Dataset records
━━━━━━━━━━━━━━━━━━━━

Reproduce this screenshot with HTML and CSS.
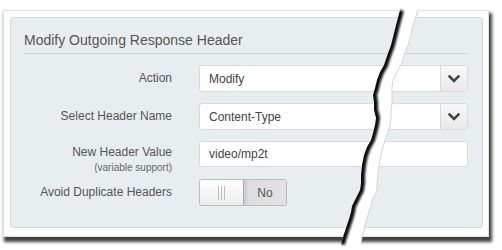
FILE: index.html
```html
<!DOCTYPE html>
<html>
<head>
<meta charset="utf-8">
<link rel="stylesheet" href="styles.css">
</head>
<body>
<div class="paper">
  <div class="panel">
    <div class="title">Modify Outgoing Response Header</div>
    <div class="form">
      <div class="label">Action</div>
      <div class="select">
        <span class="value">Modify</span>
        <span class="btn"><svg width="12" height="8" viewBox="0 0 12 8"><path d="M1.5 1.5 L6 6 L10.5 1.5" fill="none" stroke="#444" stroke-width="2.6" stroke-linecap="square"/></svg></span>
      </div>
      <div class="label">Select Header Name</div>
      <div class="select">
        <span class="value">Content-Type</span>
        <span class="btn"><svg width="12" height="8" viewBox="0 0 12 8"><path d="M1.5 1.5 L6 6 L10.5 1.5" fill="none" stroke="#444" stroke-width="2.6" stroke-linecap="square"/></svg></span>
      </div>
      <div class="label label-top">New Header Value<small>(variable support)</small></div>
      <div class="input"><span class="value">video/mp2t</span></div>
      <div class="label">Avoid Duplicate Headers</div>
      <div class="toggle">
        <span class="grip"><i></i><i></i><i></i></span>
        <span class="no">No</span>
      </div>
    </div>
  </div>
</div>
<svg class="tear" width="502" height="250" viewBox="0 0 502 250">
  <defs>
    <clipPath id="gap">
      <polygon points="400,0 400,10 396,25 394,33 391,45 387,56 384,65 380,72 377,80 375,88 373,95 374,103 374,110 376,118 375,125 373,133 371,140 367,147 364,155 362,165 361,175 361,183 360,190 357,196 355,200 352,206 351,212 349,219 347,225 345,231 343,237 341,244 340,250 359,250 361,243 362,237 364,231 365,225 367,218 369,212 371,206 372,200 375,195 377,190 377,183 378,175 379,165 381,155 383,147 385,140 388,132 390,125 391,118 391,110 392,103 392,95 392,88 393,80 397,72 401,65 404,56 408,45 411,34 413,25 416,17 418,10 420,0"/>
    </clipPath>
    <filter id="blur" x="-20%" y="-5%" width="140%" height="110%"><feGaussianBlur stdDeviation="1"/></filter>
  </defs>
  <polygon points="400,0 400,10 396,25 394,33 391,45 387,56 384,65 380,72 377,80 375,88 373,95 374,103 374,110 376,118 375,125 373,133 371,140 367,147 364,155 362,165 361,175 361,183 360,190 357,196 355,200 352,206 351,212 349,219 347,225 345,231 343,237 341,244 340,250 359,250 361,243 362,237 364,231 365,225 367,218 369,212 371,206 372,200 375,195 377,190 377,183 378,175 379,165 381,155 383,147 385,140 388,132 390,125 391,118 391,110 392,103 392,95 392,88 393,80 397,72 401,65 404,56 408,45 411,34 413,25 416,17 418,10 420,0" fill="#fff"/>
  <g clip-path="url(#gap)">
    <polyline points="400,10 396,25 394,33 391,45 387,56 384,65 380,72 377,80 375,88 373,95 374,103 374,110 376,118 375,125 373,133 371,140 367,147 364,155 362,165 361,175 361,183 360,190 357,196 355,200 352,206 351,212 349,219 347,225 345,231 343,237 341,244" fill="none" stroke="#111" stroke-width="8" filter="url(#blur)"/>
  </g>
  <polyline points="361,243 362,237 364,231 365,225 367,218 369,212 371,206 372,200 375,195 377,190 377,183 378,175 379,165 381,155 383,147 385,140 388,132 390,125 391,118 391,110 392,103 392,95 392,88 393,80 397,72 401,65 404,56 408,45 411,34 413,25 416,17 418,10" fill="none" stroke="#d4d4d4" stroke-width="1"/>
</svg>
</body>
</html>
```
FILE: styles.css
```css
html, body {
  margin: 0;
  padding: 0;
  background: #fff;
}
body {
  font-family: "Liberation Sans", Arial, sans-serif;
  width: 502px;
  height: 250px;
  position: relative;
  overflow: hidden;
}
.paper {
  margin: 10px 0 0 3px;
  width: 486px;
  height: 227px;
  box-sizing: border-box;
  border: 1px solid #e2e2e2;
  background: #fff;
  padding: 6px 5px 8px 6px;
  box-shadow: 2px 4px 3px 1px rgba(0, 0, 0, 0.75);
}
.panel {
  box-sizing: border-box;
  height: 211px;
  border: 1px solid #d3d8db;
  border-radius: 3px;
  background: #e8edf0;
  padding: 13px 13px 0 13px;
}
.title {
  font-size: 14px;
  line-height: 18px;
  color: #555;
  padding-bottom: 4px;
  border-bottom: 1px solid #cfd5d8;
}
.form {
  margin-top: 11px;
  display: grid;
  grid-template-columns: 148px 269px;
  column-gap: 27px;
  row-gap: 11px;
  grid-auto-rows: 27px;
}
.label {
  font-size: 12px;
  color: #555;
  text-align: right;
  line-height: 27px;
  white-space: nowrap;
}
.label-top {
  line-height: 16px;
  padding-top: 3px;
}
.label-top small {
  display: block;
  font-size: 10px;
  line-height: 16px;
  color: #666;
}
.select, .input {
  box-sizing: border-box;
  height: 27px;
  border: 1px solid #d7dbde;
  border-radius: 3px;
  background: #fff;
  display: flex;
  align-items: center;
  font-size: 12px;
  color: #444;
}
.input {
  height: 26px;
}
.value {
  flex: 1;
  padding-left: 9px;
}
.btn {
  width: 27px;
  height: 100%;
  box-sizing: border-box;
  border-left: 1px solid #d7dbde;
  background: linear-gradient(#f8f8f8, #e9e9e9);
  display: flex;
  align-items: center;
  justify-content: center;
  border-radius: 0 2px 2px 0;
}
.toggle {
  width: 88px;
  height: 27px;
  box-sizing: border-box;
  border: 1px solid #b9bcbe;
  border-radius: 3px;
  display: flex;
  overflow: hidden;
}
.grip {
  width: 43px;
  background: linear-gradient(#ffffff, #ececec);
  border-right: 1px solid #aeb1b3;
  display: flex;
  justify-content: center;
  align-items: center;
  gap: 2px;
}
.grip i {
  width: 1px;
  height: 14px;
  background: #bcbcbc;
}
.no {
  flex: 1;
  background: linear-gradient(90deg, #c9c9c9 0, #dedede 5px, #e2e2e2);
  font-size: 12px;
  color: #555;
  display: flex;
  align-items: center;
  justify-content: center;
}
.tear {
  position: absolute;
  left: 0;
  top: 0;
  pointer-events: none;
}
```
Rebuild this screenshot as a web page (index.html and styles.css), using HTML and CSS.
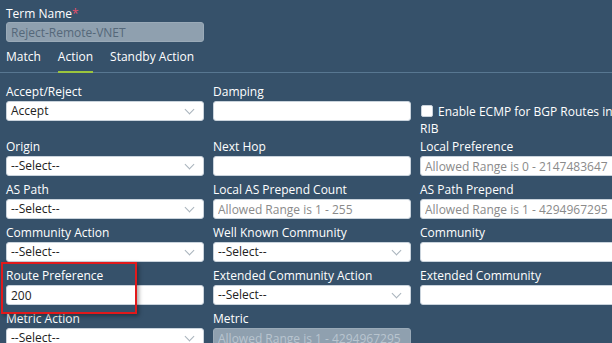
FILE: index.html
```html
<!DOCTYPE html>
<html lang="en">
<head>
    <meta charset="UTF-8">
    <title>Term - Action</title>
    <link rel="stylesheet" href="styles.css">
</head>
<body>
    <div class="term">
        <label class="field-label">Term Name<span class="req">*</span></label>
        <input class="text-input readonly" type="text" value="Reject-Remote-VNET" disabled>
    </div>

    <div class="tabs">
        <span class="tab">Match</span>
        <span class="tab active">Action</span>
        <span class="tab">Standby Action</span>
    </div>

    <div class="form-grid">
        <div class="field">
            <label class="field-label">Accept/Reject</label>
            <div class="select">Accept</div>
        </div>
        <div class="field">
            <label class="field-label">Damping</label>
            <input class="text-input" type="text">
        </div>
        <div class="field check-field">
            <label class="check"><span class="box"></span>Enable ECMP for BGP Routes in RIB</label>
        </div>

        <div class="field">
            <label class="field-label">Origin</label>
            <div class="select">--Select--</div>
        </div>
        <div class="field">
            <label class="field-label">Next Hop</label>
            <input class="text-input" type="text">
        </div>
        <div class="field">
            <label class="field-label">Local Preference</label>
            <input class="text-input" type="text" placeholder="Allowed Range is 0 - 2147483647">
        </div>

        <div class="field">
            <label class="field-label">AS Path</label>
            <div class="select">--Select--</div>
        </div>
        <div class="field">
            <label class="field-label">Local AS Prepend Count</label>
            <input class="text-input" type="text" placeholder="Allowed Range is 1 - 255">
        </div>
        <div class="field">
            <label class="field-label">AS Path Prepend</label>
            <input class="text-input" type="text" placeholder="Allowed Range is 1 - 4294967295">
        </div>

        <div class="field">
            <label class="field-label">Community Action</label>
            <div class="select">--Select--</div>
        </div>
        <div class="field">
            <label class="field-label">Well Known Community</label>
            <div class="select">--Select--</div>
        </div>
        <div class="field">
            <label class="field-label">Community</label>
            <input class="text-input" type="text">
        </div>

        <div class="field highlighted">
            <label class="field-label">Route Preference</label>
            <input class="text-input" type="text" value="200">
        </div>
        <div class="field">
            <label class="field-label">Extended Community Action</label>
            <div class="select">--Select--</div>
        </div>
        <div class="field">
            <label class="field-label">Extended Community</label>
            <input class="text-input" type="text">
        </div>

        <div class="field">
            <label class="field-label">Metric Action</label>
            <div class="select">--Select--</div>
        </div>
        <div class="field">
            <label class="field-label">Metric</label>
            <input class="text-input readonly" type="text" placeholder="Allowed Range is 1 - 4294967295" disabled>
        </div>
        <div class="field"></div>
    </div>
</body>
</html>
```

FILE: styles.css
```css
html, body {
    margin: 0;
    height: 100%;
    overflow: hidden;
}
body {
    background: #36516a;
    font-family: "Open Sans", "Liberation Sans", sans-serif;
    font-size: 12px;
    line-height: 15px;
    color: #fff;
    padding: 6px 0 0 6px;
    box-sizing: border-box;
    width: 630px;
}
.field-label {
    display: block;
    margin-bottom: 2px;
    white-space: nowrap;
}
.req {
    color: #e8506a;
}
.term .field-label {
    margin-bottom: 1px;
}
.text-input,
.select {
    display: block;
    box-sizing: border-box;
    width: 198px;
    height: 20px;
    margin: 0;
    padding: 0 4px;
    border: 1px solid #c9d3dc;
    border-radius: 3px;
    background: #fff;
    font-family: inherit;
    font-size: 12px;
    color: #222;
    outline: none;
}
.text-input::placeholder {
    color: #8a8a8a;
}
.text-input.readonly {
    background: #8fa0af;
    border-color: #9aaab8;
    color: #55687a;
}
.text-input.readonly::placeholder {
    color: #b9c5cf;
}
.select {
    position: relative;
    line-height: 18px;
}
.select::after {
    content: "";
    position: absolute;
    right: 10px;
    top: 4px;
    width: 6px;
    height: 6px;
    border-right: 1px solid #a9b3bc;
    border-bottom: 1px solid #a9b3bc;
    transform: rotate(45deg);
}
.tabs {
    display: flex;
    gap: 17px;
    margin: 7px 0 0 -6px;
    padding-left: 6px;
    border-bottom: 1px solid #587791;
}
.tab {
    padding-bottom: 7px;
    border-bottom: 2px solid transparent;
    margin-bottom: -1px;
}
.tab.active {
    border-bottom-color: #9bc53d;
}
.form-grid {
    display: grid;
    grid-template-columns: 198px 198px 198px;
    column-gap: 9px;
    row-gap: 6px;
    margin-top: 11px;
}
.check-field {
    padding-top: 19px;
    margin-bottom: -4px;
}
.check {
    display: block;
    line-height: 17px;
    white-space: normal;
    width: 200px;
}
.box {
    display: inline-block;
    width: 12px;
    height: 12px;
    margin: 0 5px 0 1px;
    vertical-align: -1px;
    box-sizing: border-box;
    background: #fff;
    border: 1px solid #c9d3dc;
    border-radius: 2px;
}
.highlighted {
    position: relative;
}
.highlighted::before {
    content: "";
    position: absolute;
    left: -5px;
    top: -6px;
    width: 136px;
    height: 52px;
    box-sizing: border-box;
    border: 2px solid #e2191b;
    box-shadow: 2px 2px 4px rgba(0, 0, 0, 0.35);
    pointer-events: none;
    z-index: 2;
}
```
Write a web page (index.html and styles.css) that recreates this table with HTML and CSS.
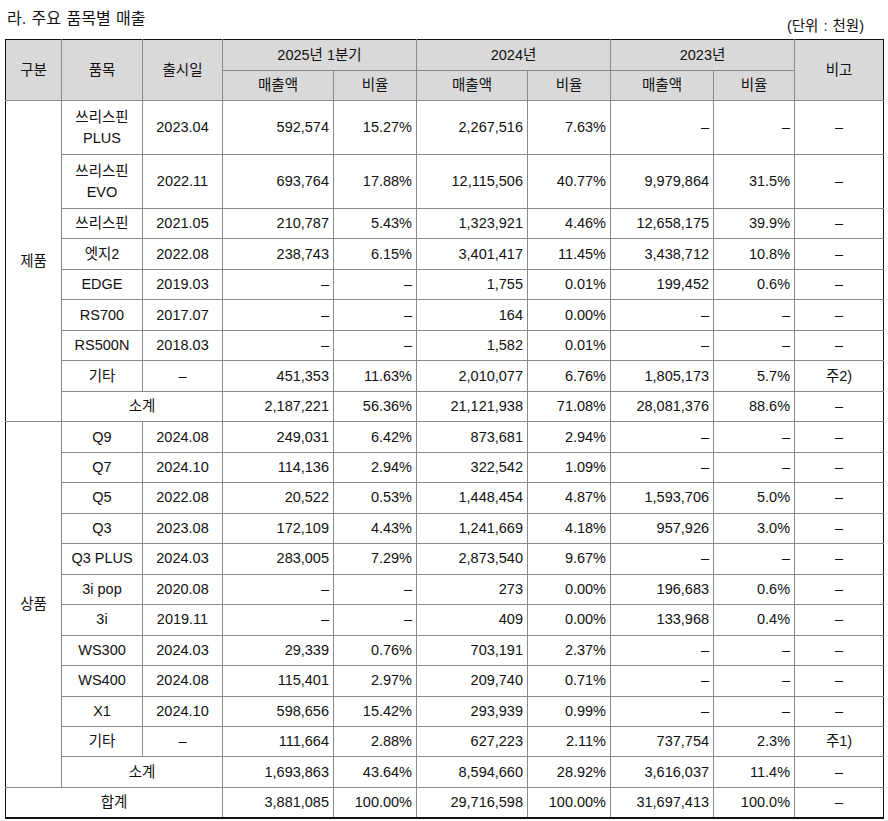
FILE: index.html
```html
<!DOCTYPE html>
<html lang="ko">
<head>
<meta charset="utf-8">
<title>주요 품목별 매출</title>
<link rel="stylesheet" href="styles.css">
</head>
<body>
<div class="page">
  <div class="caption">
    <div class="title">라. 주요 품목별 매출</div>
    <div class="unit">(단위 : 천원)</div>
  </div>
  <table class="sales">
    <colgroup>
      <col class="c-cat"><col class="c-item"><col class="c-date">
      <col class="c-amt1"><col class="c-rate1">
      <col class="c-amt2"><col class="c-rate2">
      <col class="c-amt3"><col class="c-rate3">
      <col class="c-note">
    </colgroup>
    <thead>
      <tr class="h1">
        <th rowspan="2">구분</th><th rowspan="2">품목</th><th rowspan="2">출시일</th>
        <th colspan="2">2025년 1분기</th><th colspan="2">2024년</th><th colspan="2">2023년</th>
        <th rowspan="2">비고</th>
      </tr>
      <tr class="h2">
        <th>매출액</th><th>비율</th><th>매출액</th><th>비율</th><th>매출액</th><th>비율</th>
      </tr>
    </thead>
    <tbody>
      <tr class="r2"><td rowspan="9" class="cat">제품</td><td class="c">쓰리스핀<br>PLUS</td><td class="c">2023.04</td><td>592,574</td><td>15.27%</td><td>2,267,516</td><td>7.63%</td><td>–</td><td>–</td><td class="c">–</td></tr>
      <tr class="r2"><td class="c">쓰리스핀<br>EVO</td><td class="c">2022.11</td><td>693,764</td><td>17.88%</td><td>12,115,506</td><td>40.77%</td><td>9,979,864</td><td>31.5%</td><td class="c">–</td></tr>
      <tr class="r1"><td class="c">쓰리스핀</td><td class="c">2021.05</td><td>210,787</td><td>5.43%</td><td>1,323,921</td><td>4.46%</td><td>12,658,175</td><td>39.9%</td><td class="c">–</td></tr>
      <tr class="r1"><td class="c">엣지2</td><td class="c">2022.08</td><td>238,743</td><td>6.15%</td><td>3,401,417</td><td>11.45%</td><td>3,438,712</td><td>10.8%</td><td class="c">–</td></tr>
      <tr class="r1"><td class="c">EDGE</td><td class="c">2019.03</td><td>–</td><td>–</td><td>1,755</td><td>0.01%</td><td>199,452</td><td>0.6%</td><td class="c">–</td></tr>
      <tr class="r1"><td class="c">RS700</td><td class="c">2017.07</td><td>–</td><td>–</td><td>164</td><td>0.00%</td><td>–</td><td>–</td><td class="c">–</td></tr>
      <tr class="r1"><td class="c">RS500N</td><td class="c">2018.03</td><td>–</td><td>–</td><td>1,582</td><td>0.01%</td><td>–</td><td>–</td><td class="c">–</td></tr>
      <tr class="r1"><td class="c">기타</td><td class="c">–</td><td>451,353</td><td>11.63%</td><td>2,010,077</td><td>6.76%</td><td>1,805,173</td><td>5.7%</td><td class="c">주2)</td></tr>
      <tr class="r1"><td colspan="2" class="c">소계</td><td>2,187,221</td><td>56.36%</td><td>21,121,938</td><td>71.08%</td><td>28,081,376</td><td>88.6%</td><td class="c">–</td></tr>

      <tr class="r1"><td rowspan="12" class="cat">상품</td><td class="c">Q9</td><td class="c">2024.08</td><td>249,031</td><td>6.42%</td><td>873,681</td><td>2.94%</td><td>–</td><td>–</td><td class="c">–</td></tr>
      <tr class="r1"><td class="c">Q7</td><td class="c">2024.10</td><td>114,136</td><td>2.94%</td><td>322,542</td><td>1.09%</td><td>–</td><td>–</td><td class="c">–</td></tr>
      <tr class="r1"><td class="c">Q5</td><td class="c">2022.08</td><td>20,522</td><td>0.53%</td><td>1,448,454</td><td>4.87%</td><td>1,593,706</td><td>5.0%</td><td class="c">–</td></tr>
      <tr class="r1"><td class="c">Q3</td><td class="c">2023.08</td><td>172,109</td><td>4.43%</td><td>1,241,669</td><td>4.18%</td><td>957,926</td><td>3.0%</td><td class="c">–</td></tr>
      <tr class="r1"><td class="c">Q3 PLUS</td><td class="c">2024.03</td><td>283,005</td><td>7.29%</td><td>2,873,540</td><td>9.67%</td><td>–</td><td>–</td><td class="c">–</td></tr>
      <tr class="r1"><td class="c">3i pop</td><td class="c">2020.08</td><td>–</td><td>–</td><td>273</td><td>0.00%</td><td>196,683</td><td>0.6%</td><td class="c">–</td></tr>
      <tr class="r1"><td class="c">3i</td><td class="c">2019.11</td><td>–</td><td>–</td><td>409</td><td>0.00%</td><td>133,968</td><td>0.4%</td><td class="c">–</td></tr>
      <tr class="r1"><td class="c">WS300</td><td class="c">2024.03</td><td>29,339</td><td>0.76%</td><td>703,191</td><td>2.37%</td><td>–</td><td>–</td><td class="c">–</td></tr>
      <tr class="r1"><td class="c">WS400</td><td class="c">2024.08</td><td>115,401</td><td>2.97%</td><td>209,740</td><td>0.71%</td><td>–</td><td>–</td><td class="c">–</td></tr>
      <tr class="r1"><td class="c">X1</td><td class="c">2024.10</td><td>598,656</td><td>15.42%</td><td>293,939</td><td>0.99%</td><td>–</td><td>–</td><td class="c">–</td></tr>
      <tr class="r1"><td class="c">기타</td><td class="c">–</td><td>111,664</td><td>2.88%</td><td>627,223</td><td>2.11%</td><td>737,754</td><td>2.3%</td><td class="c">주1)</td></tr>
      <tr class="r1"><td colspan="2" class="c">소계</td><td>1,693,863</td><td>43.64%</td><td>8,594,660</td><td>28.92%</td><td>3,616,037</td><td>11.4%</td><td class="c">–</td></tr>

      <tr class="r1 total"><td colspan="3" class="c">합계</td><td>3,881,085</td><td>100.00%</td><td>29,716,598</td><td>100.00%</td><td>31,697,413</td><td>100.0%</td><td class="c">–</td></tr>
    </tbody>
  </table>
</div>
</body>
</html>
```

FILE: styles.css
```css
html, body {
  margin: 0;
  padding: 0;
  background: #ffffff;
}

body {
  font-family: "Liberation Sans", "Noto Sans CJK KR", sans-serif;
  font-size: 14.5px;
  color: #111111;
}

.page {
  padding: 0 4px 0 5px;
}

.caption {
  display: flex;
  justify-content: space-between;
  height: 39px;
}

.title {
  padding: 9px 0 0 2px;
  font-size: 16px;
  word-spacing: 1px;
  line-height: 20px;
}

.unit {
  align-self: flex-end;
  padding-right: 20px;
  margin-bottom: 5px;
  line-height: 16px;
  word-spacing: 1px;
}

.sales {
  width: 879px;
  border-collapse: collapse;
  table-layout: fixed;
  border: 1px solid #111111;
  border-bottom-width: 2px;
}

.c-cat { width: 56px; }
.c-item { width: 81px; }
.c-date { width: 80px; }
.c-amt1 { width: 111px; }
.c-rate1 { width: 83px; }
.c-amt2 { width: 111px; }
.c-rate2 { width: 83px; }
.c-amt3 { width: 103px; }
.c-rate3 { width: 81px; }
.c-note { width: 89px; }

.sales th,
.sales td {
  border: 1px solid #8a8a8a;
  padding: 0 4px 0 4px;
  line-height: 21px;
  white-space: nowrap;
  vertical-align: middle;
}

.sales th {
  background: #d9d9d9;
  font-weight: normal;
  text-align: center;
}

.sales thead tr:first-child th {
  border-top-color: #111111;
}

.sales th:first-child,
.sales td.cat {
  border-left-color: #111111;
}

.sales tr > :last-child {
  border-right-color: #111111;
}

.h1 { height: 31px; }
.h2 { height: 30px; }

.sales td {
  text-align: right;
}

.sales td.c,
.sales td.cat {
  text-align: center;
  padding: 0 2px;
}

.r2 { height: 54px; }
.r1 { height: 30.47px; }

.total td {
  border-bottom: 2px solid #111111;
}
.total td:first-child {
  border-left-color: #111111;
}
```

━━━━━━━━━━━━━━━━━━━━

▸ Description of the task
Only the number should be given: how many lines of the data contain the word "table"?

▸ Worked solution
4